Folha de S. Paulo


Para ONGs, falta de marco regulatório barra convênios com o governo

A ONG Casa da Arte de Educar, voltada para a área da educação, firmou parcerias com o MEC (Ministério da Educação) por oito anos, auxiliando na implementação de políticas públicas do setor. Desde 2011, porém, os convênios públicos, que representavam 50% do orçamento da entidade, foram interrompidos.

"Fiz convênios por oito anos, de mais de 10 mil tipos, com todas as contas aprovadas, tenho a ficha limpa. Hoje, não estou com nenhum convênio com o governo federal", afirma Sueli Lima, coordenadora da ONG e parte da Rede Folha de Empreendedores Socioambientais.

A situação é confirmada pela assessoria do MEC, que reconhece que a pasta tem firmado menos convênios. Porém, o ministério não respondeu, até a publicação da repotagem, qual seria o motivo para o fim das parcerias.

A descoberta, em 2011, de irregularidades em convênios do ex-ministro Orlando Silva (Esporte), que levaram a sua posterior queda, foi o que determinou, para a diretora-executiva da Associação Brasileira de ONGs (Abong), Vera Masagão, o corte de parcerias do governo com as organizações.

Renato Stockler - 26.set.2010/Na Lata
Sueli Lima, coordenadora da ONG Casa da Arte de Educar
Sueli Lima, coordenadora da ONG Casa da Arte de Educar

"Foi um grande choque. A Dilma, quando se elegeu, prometeu um marco regulatório. [Depois do episódio com Orlando Silva, em 2011] um projeto de lei elaborado por dezenas de servidores públicos e membros da sociedade civil foi engavetado pelo governo", diz a diretora. "Todas as entidades foram punidas por uma situação que aconteceu em um ministério."

Para Vera Masagão, a situação negativa para as entidades poderia ser revertida com a aprovação de uma lei que determinasse regras mais claras e transparência nos convênios com o poder público – o chamado marco regulatório das organizações da sociedade civil. Esse projeto de lei foi aprovado no Senado e enviado à Câmara dos Deputados no final de 2013.

REGULAMENTAÇÃO

O projeto de lei determina que todas as transferências de recursos do poder público às organizações da sociedade civil sejam feitas após seleção em chamada pública. Para participar, é preciso que a entidade tenha pelo menos três anos de existência, não seja dirigida por parente de agentes públicos e que suas contas estejam regulares nos últimos oito anos.

Outro avanço é criar um instrumento jurídico específico para as ONGs. Atualmente, o modelo utilizado é o do convênio, o mesmo sistema utilizado para repasses do governo federal aos Estados e municípios.

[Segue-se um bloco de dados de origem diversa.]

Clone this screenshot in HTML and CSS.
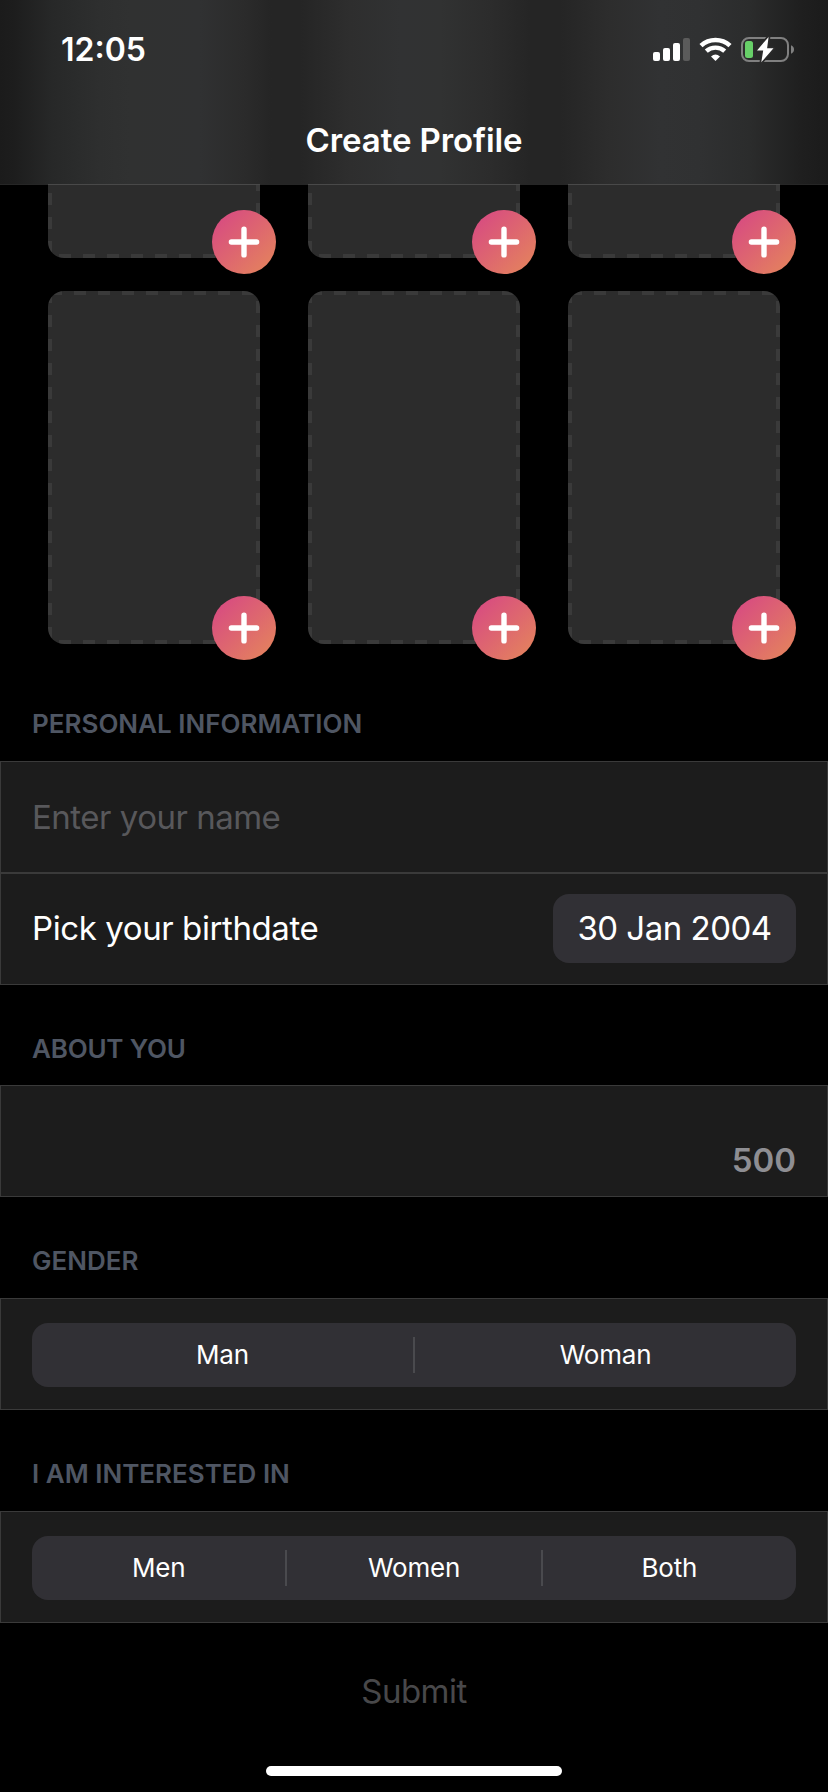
FILE: index.html
```html
<!DOCTYPE html>
<html lang="en">
<head>
<meta charset="utf-8">
<title>Create Profile</title>
<link rel="stylesheet" href="styles.css">
</head>
<body>
<svg class="defs" aria-hidden="true">
  <symbol id="plus" viewBox="0 0 64 64">
    <path d="M32 19.3v25.6M19.4 32h25.2" stroke="#fff" stroke-width="5.4" stroke-linecap="round"/>
  </symbol>
</svg>
<div class="screen">
  <header class="header">
    <div class="status">
      <span class="time">12:05</span>
      <svg class="status-icons" viewBox="0 0 144 28" fill="none">
        <g fill="#fff">
          <rect x="3" y="16" width="7" height="9" rx="2"/>
          <rect x="13" y="12" width="7" height="13" rx="2"/>
          <rect x="23" y="7" width="7" height="18" rx="2"/>
          <rect x="33" y="2" width="7" height="23" rx="2" fill="#5b5b5b"/>
        </g>
        <g stroke="#fff">
          <path d="M51 9.6A21.4 21.4 0 0 1 80 9.6" stroke-width="4.6"/>
          <path d="M56.3 15.2A13.6 13.6 0 0 1 74.7 15.2" stroke-width="4.4"/>
        </g>
        <path d="M61 20.4Q65.500 16.600 70 20.400L65.500 25Z" fill="#fff"/>
        <rect x="92" y="2" width="46" height="23" rx="7" stroke="#808080" stroke-width="2"/>
        <path d="M141 9.300q3 1.200 3 4.200t-3 4.200z" fill="#808080"/>
        <rect x="95" y="5" width="8" height="17" rx="2.500" fill="#67cf68"/>
        <path d="M118.600 1L107 14.400h6.200L111.300 26.200 123.500 12.300h-6.400z" fill="#fff" stroke="#2b2b2b" stroke-width="3.500" paint-order="stroke" stroke-linejoin="round"/>
      </svg>
    </div>
    <h1 class="title">Create Profile</h1>
  </header>

  <main>
    <div class="gallery">
      <div class="slot"><div class="frame"></div><button class="add" aria-label="Add photo"><svg viewBox="0 0 64 64"><use href="#plus"/></svg></button></div>
      <div class="slot"><div class="frame"></div><button class="add" aria-label="Add photo"><svg viewBox="0 0 64 64"><use href="#plus"/></svg></button></div>
      <div class="slot"><div class="frame"></div><button class="add" aria-label="Add photo"><svg viewBox="0 0 64 64"><use href="#plus"/></svg></button></div>
      <div class="slot"><div class="frame"></div><button class="add" aria-label="Add photo"><svg viewBox="0 0 64 64"><use href="#plus"/></svg></button></div>
      <div class="slot"><div class="frame"></div><button class="add" aria-label="Add photo"><svg viewBox="0 0 64 64"><use href="#plus"/></svg></button></div>
      <div class="slot"><div class="frame"></div><button class="add" aria-label="Add photo"><svg viewBox="0 0 64 64"><use href="#plus"/></svg></button></div>
    </div>

    <h2 class="label label-personal">PERSONAL INFORMATION</h2>
    <div class="row"><span class="placeholder">Enter your name</span></div>
    <div class="row row-date">
      <span class="prompt">Pick your birthdate</span>
      <span class="date">30 Jan 2004</span>
    </div>

    <h2 class="label label-about">ABOUT YOU</h2>
    <div class="row row-count"><span class="count">500</span></div>

    <h2 class="label">GENDER</h2>
    <div class="row row-choice">
      <div class="segments">
        <span class="segment">Man</span>
        <span class="segment">Woman</span>
      </div>
    </div>

    <h2 class="label">I AM INTERESTED IN</h2>
    <div class="row row-choice">
      <div class="segments">
        <span class="segment">Men</span>
        <span class="segment">Women</span>
        <span class="segment">Both</span>
      </div>
    </div>

    <div class="submit">Submit</div>
  </main>
  <div class="home"></div>
</div>
</body>
</html>
```
FILE: styles.css
```css
* { box-sizing: border-box; }

body {
  margin: 0;
  background: #000;
  color: #fff;
  font-family: Inter, "Liberation Sans", sans-serif;
}

.defs { position: absolute; width: 0; height: 0; }

.screen {
  width: 828px;
  height: 1792px;
  overflow: hidden;
}

/* Blurred navigation bar with the photo columns glowing through */
.header {
  height: 185px;
  background:
    linear-gradient(90deg, #262626 48px, #494949 48px 260px, #262626 260px 308px, #494949 308px 520px, #262626 520px 568px, #494949 568px 780px, #262626 780px) 0 184px / 100% 1px no-repeat,
    linear-gradient(90deg, #1b1b1b 0, #1d1d1d 14px, #272828 52px, #2e2f2f 100px, #303131 130px, #303132 200px, #2b2b2b 244px, #252525 272px, #252525 300px, #2e2e2e 350px, #313233 400px, #313232 440px, #2c2c2c 490px, #252525 530px, #252525 560px, #2d2d2d 610px, #313233 660px, #303132 700px, #2b2c2c 750px, #1f1f1f 800px, #1b1b1b 828px);
}

.status {
  display: flex;
  align-items: center;
  justify-content: space-between;
  height: 100px;
  padding: 0 34px 0 61px;
}

.time { font-size: 32px; font-weight: 600; line-height: 40px; }

.status-icons { width: 144px; height: 28px; }

.title {
  margin: 19px 0 0;
  text-align: center;
  font-size: 33px;
  font-weight: 600;
  line-height: 42px;
  letter-spacing: -0.1px;
}

/* Photo grid, scrolled so the upper rows run under the header */
.gallery {
  display: grid;
  grid-template-columns: repeat(3, 212px);
  grid-auto-rows: 353px;
  gap: 33px 48px;
  align-content: end;
  height: 475px;
  padding: 0 48px 16px;
  overflow: hidden;
}

.slot { position: relative; }

.frame {
  height: 100%;
  border-radius: 16px;
  background:
    linear-gradient(90deg, #3a3a3a 12px, transparent 0) 2px 0 / 24px 4px repeat-x,
    linear-gradient(90deg, #3a3a3a 12px, transparent 0) 11px 100% / 24px 4px repeat-x,
    linear-gradient(#3a3a3a 12px, transparent 0) 0 0 / 4px 24px repeat-y,
    linear-gradient(#3a3a3a 12px, transparent 0) 100% 10px / 4px 24px repeat-y,
    #2c2c2c;
}

.add {
  position: absolute;
  right: -16px;
  bottom: -16px;
  width: 64px;
  height: 64px;
  padding: 0;
  border: 0;
  border-radius: 50%;
  background: linear-gradient(135deg, #d64585 0%, #e5875a 100%);
}

.add svg { display: block; width: 64px; height: 64px; }

.label {
  height: 101px;
  margin: 0;
  padding: 48px 32px 0;
  color: #4f5663;
  font-size: 26px;
  font-weight: 600;
  line-height: 32px;
}

.label-about { height: 100px; letter-spacing: -0.2px; }

.row {
  display: flex;
  align-items: center;
  justify-content: space-between;
  height: 112px;
  padding: 0 31px;
  border: 1px solid #3a3a3a;
  background: #1c1c1c;
  font-size: 33px;
  line-height: 40px;
}

.placeholder { color: #58585b; letter-spacing: -0.5px; }

.row-date { padding-bottom: 1px; }
.prompt { padding-bottom: 2px; letter-spacing: -0.41px; }

.date {
  width: 243px;
  height: 69px;
  border-radius: 16px;
  background: #313035;
  text-align: center;
  line-height: 68px;
  letter-spacing: -0.5px;
}

.row-count { align-items: flex-end; justify-content: flex-end; padding-bottom: 16px; }
.count { color: #8e8e93; font-weight: 600; }

.row-choice { align-items: flex-start; padding-top: 24px; }

.segments {
  display: flex;
  align-items: center;
  width: 100%;
  height: 64px;
  border-radius: 16px;
  background: #313035;
}

.segment {
  flex: 1 1 0;
  text-align: center;
  font-size: 26px;
  line-height: 36px;
  letter-spacing: -0.2px;
}

.segment:not(:last-child) {
  padding-right: 2px;
  background: linear-gradient(#4a4a4e, #4a4a4e) 100% 0 / 2px 100% no-repeat;
}

.submit {
  margin-top: 48px;
  color: #48484a;
  text-align: center;
  font-size: 33px;
  line-height: 40px;
  letter-spacing: -0.5px;
}

.home {
  width: 296px;
  height: 10px;
  margin: 55px auto 0;
  border-radius: 5px;
  background: #fff;
}
```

"A lógica é diferente, a maioria das regras não se aplica. Tem que haver um termo próprio para as organizações. Isso impede que cada ministério invente sua regra, o que torna a vida das entidades muito difícil", explica a diretora da Abong.

Masagão afirma, porém, que o poder executivo ainda não deu sinais de que apoiará projetos relacionados às ONGs esse ano.

"Apesar de termos segmentos no governo que têm trabalhado para superar essa situação, como a Secretaria-Geral, ministérios, nós não temos do governo e da presidente nenhum sinal de empenho", diz. Para ela, mesmo que a tramitação transcorra sem percalços no legislativo, é preciso que o executivo se manifeste. "Uma atitude imediata, a gente considera importante", afirma a diretora.

Procurada pela Folha, a Casa Civil delegou a responsabilidade de se pronunciar sobre o assunto à Secretaria-Geral da Presidência. Esta, por sua vez, não quis conceder entrevista.